-- START --

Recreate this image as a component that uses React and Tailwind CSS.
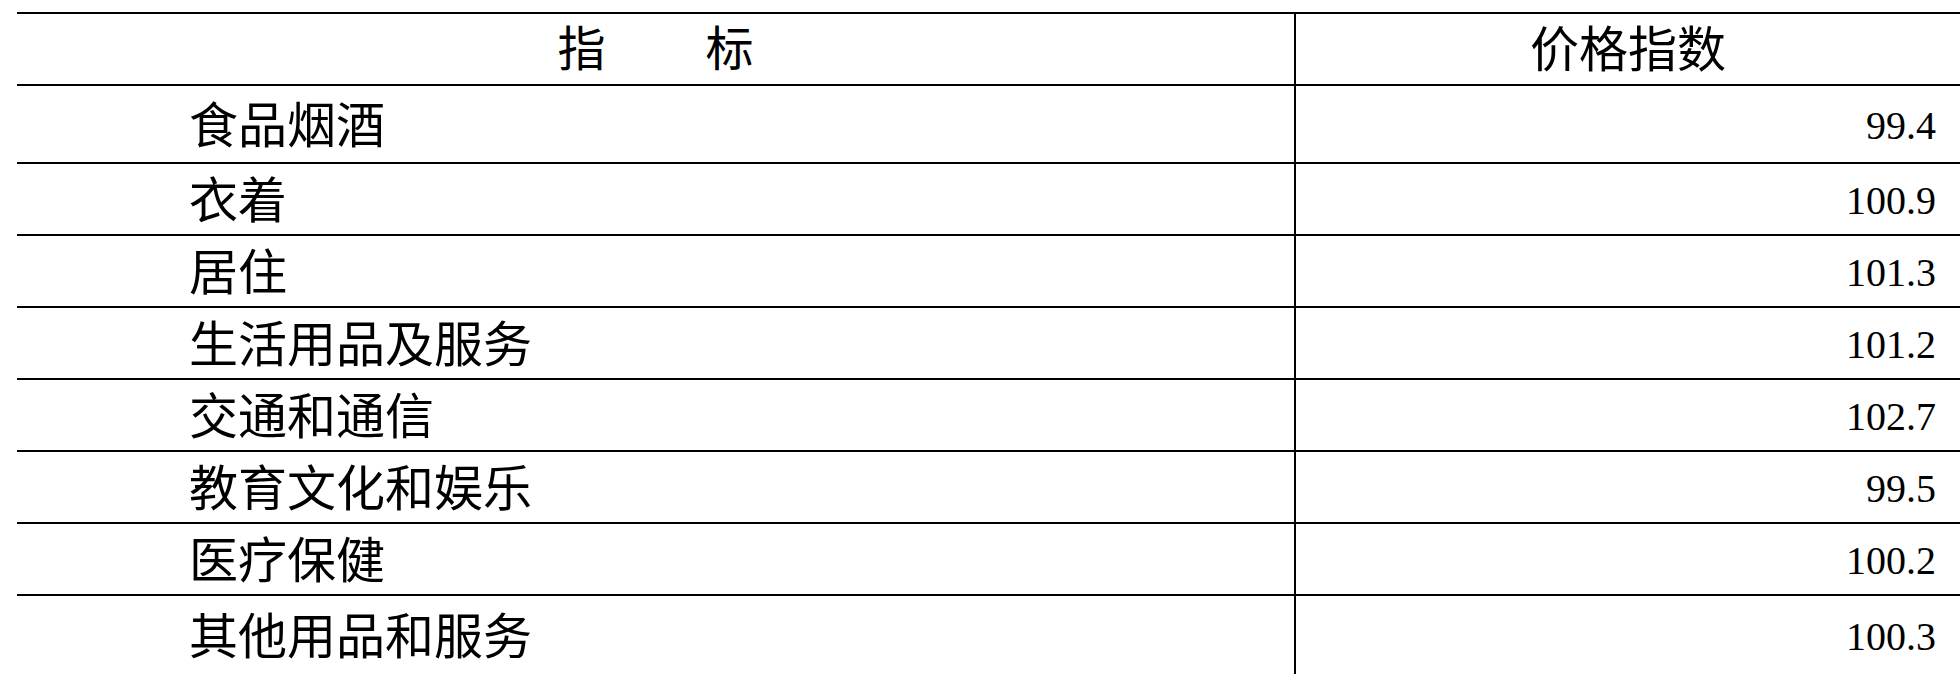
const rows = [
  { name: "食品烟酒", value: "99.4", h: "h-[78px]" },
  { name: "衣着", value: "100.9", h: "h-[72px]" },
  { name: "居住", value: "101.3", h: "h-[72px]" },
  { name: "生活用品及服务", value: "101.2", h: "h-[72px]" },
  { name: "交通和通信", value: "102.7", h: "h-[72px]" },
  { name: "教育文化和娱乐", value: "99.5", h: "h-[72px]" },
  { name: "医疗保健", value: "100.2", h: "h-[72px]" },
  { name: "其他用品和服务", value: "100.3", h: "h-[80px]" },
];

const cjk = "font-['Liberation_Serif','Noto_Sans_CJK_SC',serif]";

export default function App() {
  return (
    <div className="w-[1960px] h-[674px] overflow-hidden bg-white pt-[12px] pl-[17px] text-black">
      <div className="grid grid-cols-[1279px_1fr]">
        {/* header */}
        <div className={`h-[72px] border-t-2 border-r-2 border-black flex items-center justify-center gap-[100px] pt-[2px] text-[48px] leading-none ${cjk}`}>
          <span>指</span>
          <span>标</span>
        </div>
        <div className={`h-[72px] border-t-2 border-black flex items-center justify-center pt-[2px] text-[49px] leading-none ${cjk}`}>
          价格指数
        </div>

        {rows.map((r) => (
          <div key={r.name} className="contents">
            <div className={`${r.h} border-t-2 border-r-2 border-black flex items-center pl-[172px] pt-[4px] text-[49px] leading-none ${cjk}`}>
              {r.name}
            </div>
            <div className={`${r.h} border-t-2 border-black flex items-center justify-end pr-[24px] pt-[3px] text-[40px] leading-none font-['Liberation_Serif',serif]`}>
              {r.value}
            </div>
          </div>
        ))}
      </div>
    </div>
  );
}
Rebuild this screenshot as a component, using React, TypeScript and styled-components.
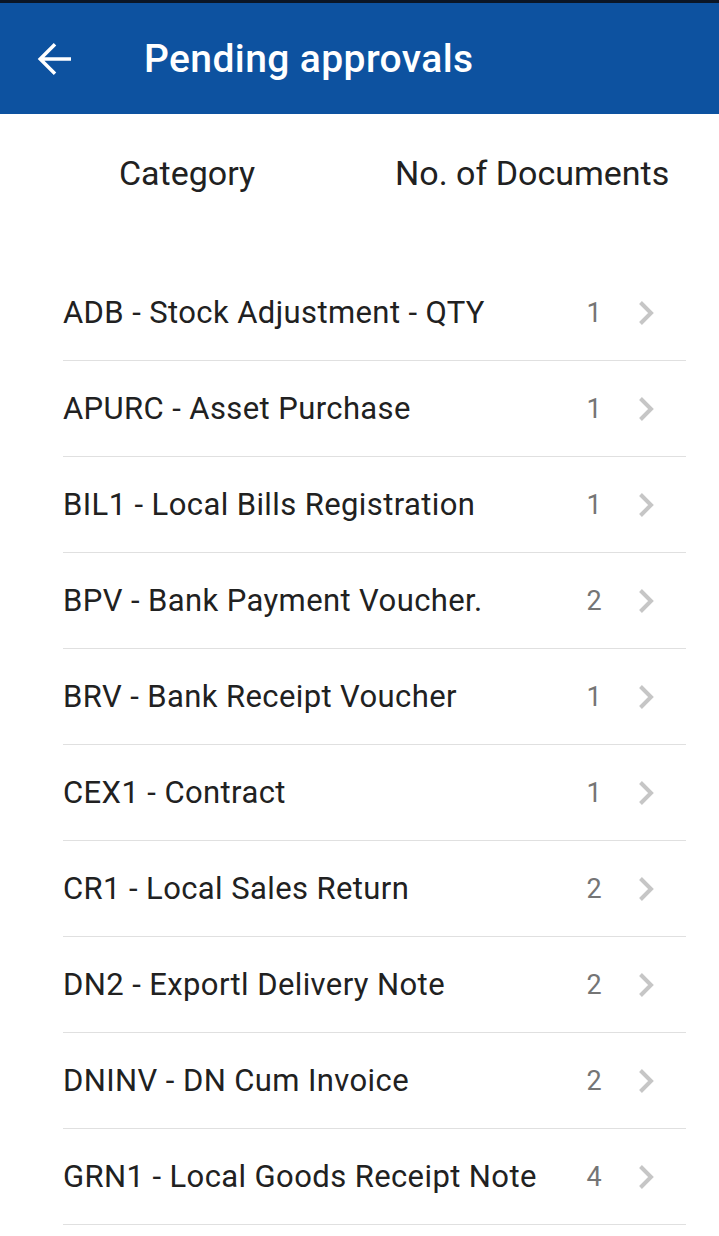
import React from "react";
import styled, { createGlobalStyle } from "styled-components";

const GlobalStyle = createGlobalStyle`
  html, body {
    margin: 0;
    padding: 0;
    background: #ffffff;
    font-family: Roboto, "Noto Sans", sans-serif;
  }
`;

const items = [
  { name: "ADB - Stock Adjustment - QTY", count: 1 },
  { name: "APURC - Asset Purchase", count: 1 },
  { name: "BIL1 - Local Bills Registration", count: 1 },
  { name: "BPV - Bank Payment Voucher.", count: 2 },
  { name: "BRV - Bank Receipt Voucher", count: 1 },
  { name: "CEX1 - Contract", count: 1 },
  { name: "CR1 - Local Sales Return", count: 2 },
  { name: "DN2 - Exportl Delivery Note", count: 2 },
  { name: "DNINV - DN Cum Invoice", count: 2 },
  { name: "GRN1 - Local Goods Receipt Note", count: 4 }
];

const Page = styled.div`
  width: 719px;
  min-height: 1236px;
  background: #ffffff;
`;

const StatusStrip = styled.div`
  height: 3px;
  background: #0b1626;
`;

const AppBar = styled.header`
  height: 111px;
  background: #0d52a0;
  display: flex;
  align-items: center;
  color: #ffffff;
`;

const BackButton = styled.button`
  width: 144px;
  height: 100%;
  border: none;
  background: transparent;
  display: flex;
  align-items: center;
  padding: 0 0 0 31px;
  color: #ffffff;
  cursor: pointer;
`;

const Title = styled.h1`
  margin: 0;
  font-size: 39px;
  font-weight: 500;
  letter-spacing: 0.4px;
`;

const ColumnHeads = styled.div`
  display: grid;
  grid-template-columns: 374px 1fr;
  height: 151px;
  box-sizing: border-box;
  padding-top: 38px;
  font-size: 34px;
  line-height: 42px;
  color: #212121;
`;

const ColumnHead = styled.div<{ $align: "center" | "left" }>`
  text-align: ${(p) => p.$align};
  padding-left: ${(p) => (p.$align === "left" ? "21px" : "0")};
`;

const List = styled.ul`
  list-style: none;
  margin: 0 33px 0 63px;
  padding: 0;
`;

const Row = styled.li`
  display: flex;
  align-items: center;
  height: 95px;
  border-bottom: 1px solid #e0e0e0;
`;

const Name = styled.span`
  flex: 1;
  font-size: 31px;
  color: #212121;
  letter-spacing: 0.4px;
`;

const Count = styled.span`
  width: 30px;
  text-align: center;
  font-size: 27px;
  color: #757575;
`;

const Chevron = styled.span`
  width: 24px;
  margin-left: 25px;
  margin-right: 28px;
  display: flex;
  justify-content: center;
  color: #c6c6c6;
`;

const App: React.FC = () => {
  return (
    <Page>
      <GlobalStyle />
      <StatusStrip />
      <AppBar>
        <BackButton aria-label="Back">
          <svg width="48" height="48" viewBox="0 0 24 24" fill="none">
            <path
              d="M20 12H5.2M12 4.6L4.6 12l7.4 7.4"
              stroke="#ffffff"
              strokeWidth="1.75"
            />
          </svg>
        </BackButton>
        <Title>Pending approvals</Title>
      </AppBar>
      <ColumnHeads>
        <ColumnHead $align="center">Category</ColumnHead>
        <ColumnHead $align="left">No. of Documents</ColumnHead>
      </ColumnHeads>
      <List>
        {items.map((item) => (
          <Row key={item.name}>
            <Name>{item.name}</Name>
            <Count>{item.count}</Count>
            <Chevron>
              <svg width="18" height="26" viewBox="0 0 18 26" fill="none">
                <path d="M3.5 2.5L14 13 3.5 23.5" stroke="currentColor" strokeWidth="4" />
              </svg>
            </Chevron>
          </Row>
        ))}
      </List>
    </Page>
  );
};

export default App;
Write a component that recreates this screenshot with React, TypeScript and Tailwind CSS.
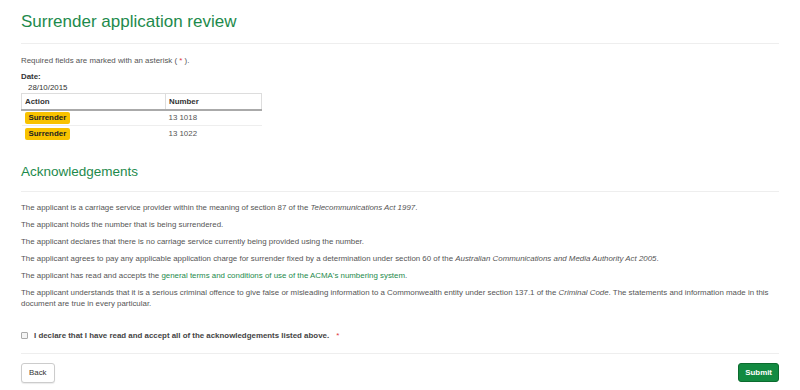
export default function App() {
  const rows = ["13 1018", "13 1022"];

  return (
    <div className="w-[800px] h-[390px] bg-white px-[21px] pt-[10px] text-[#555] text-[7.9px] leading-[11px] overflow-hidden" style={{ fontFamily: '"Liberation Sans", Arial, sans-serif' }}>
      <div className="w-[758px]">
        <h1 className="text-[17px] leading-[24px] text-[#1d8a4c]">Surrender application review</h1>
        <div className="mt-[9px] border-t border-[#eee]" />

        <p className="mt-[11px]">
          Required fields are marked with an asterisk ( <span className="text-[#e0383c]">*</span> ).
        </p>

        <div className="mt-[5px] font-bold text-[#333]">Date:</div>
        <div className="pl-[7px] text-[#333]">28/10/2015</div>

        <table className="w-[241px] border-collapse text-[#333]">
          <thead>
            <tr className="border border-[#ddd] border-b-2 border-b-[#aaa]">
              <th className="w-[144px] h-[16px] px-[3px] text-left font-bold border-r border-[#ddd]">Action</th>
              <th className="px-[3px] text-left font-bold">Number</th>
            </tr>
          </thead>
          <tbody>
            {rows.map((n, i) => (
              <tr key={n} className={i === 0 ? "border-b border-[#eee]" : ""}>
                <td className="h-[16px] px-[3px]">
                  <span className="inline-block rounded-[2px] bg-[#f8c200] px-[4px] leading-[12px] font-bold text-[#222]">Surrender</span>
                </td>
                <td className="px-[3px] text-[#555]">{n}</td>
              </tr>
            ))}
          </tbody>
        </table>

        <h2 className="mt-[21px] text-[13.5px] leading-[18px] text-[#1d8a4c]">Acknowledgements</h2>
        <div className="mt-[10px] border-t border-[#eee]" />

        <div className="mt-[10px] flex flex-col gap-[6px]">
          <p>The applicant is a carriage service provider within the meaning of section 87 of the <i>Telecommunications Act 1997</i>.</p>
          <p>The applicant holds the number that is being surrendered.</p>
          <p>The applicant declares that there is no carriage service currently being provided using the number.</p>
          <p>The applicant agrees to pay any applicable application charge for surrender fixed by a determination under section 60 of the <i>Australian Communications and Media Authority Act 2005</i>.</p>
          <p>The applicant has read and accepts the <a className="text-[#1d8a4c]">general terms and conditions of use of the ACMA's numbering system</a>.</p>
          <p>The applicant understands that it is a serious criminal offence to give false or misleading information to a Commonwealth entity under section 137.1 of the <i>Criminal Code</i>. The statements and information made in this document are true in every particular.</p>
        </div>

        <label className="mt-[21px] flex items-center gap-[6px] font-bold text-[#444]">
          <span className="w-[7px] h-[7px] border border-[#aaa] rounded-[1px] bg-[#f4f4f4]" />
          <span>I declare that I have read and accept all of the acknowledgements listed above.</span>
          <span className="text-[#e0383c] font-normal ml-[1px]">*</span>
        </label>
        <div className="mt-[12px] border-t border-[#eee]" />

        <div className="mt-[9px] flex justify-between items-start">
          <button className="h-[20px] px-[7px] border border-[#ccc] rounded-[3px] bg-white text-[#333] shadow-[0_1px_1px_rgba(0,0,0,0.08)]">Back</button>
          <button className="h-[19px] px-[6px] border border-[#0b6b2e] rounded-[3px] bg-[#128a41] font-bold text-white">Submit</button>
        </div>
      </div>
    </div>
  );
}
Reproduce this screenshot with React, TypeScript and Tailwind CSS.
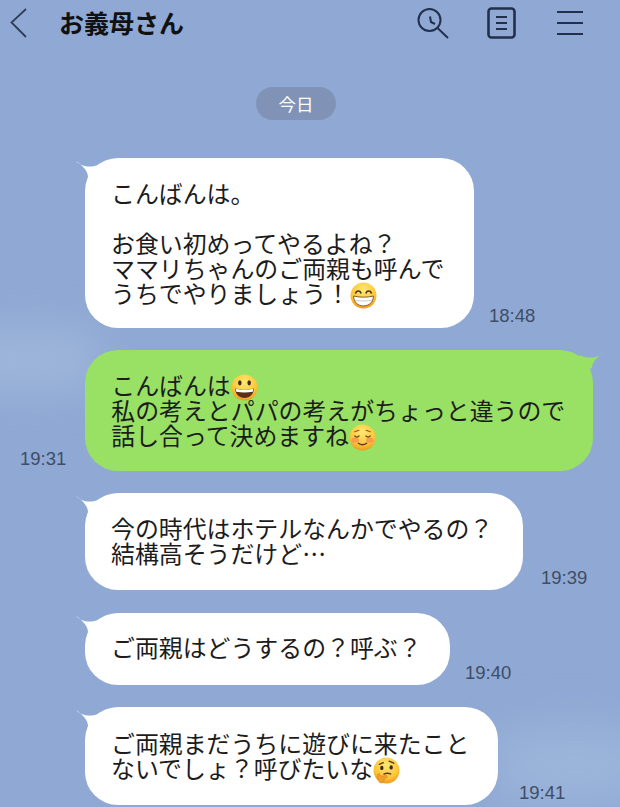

-- END --

- Written request
In the entries above, identify every line with the word "using". Copy those lines.

- Response to this exercise
Rebuild this screenshot as a component, using React, TypeScript and styled-components.
          <p>The applicant declares that there is no carriage service currently being provided using the number.</p>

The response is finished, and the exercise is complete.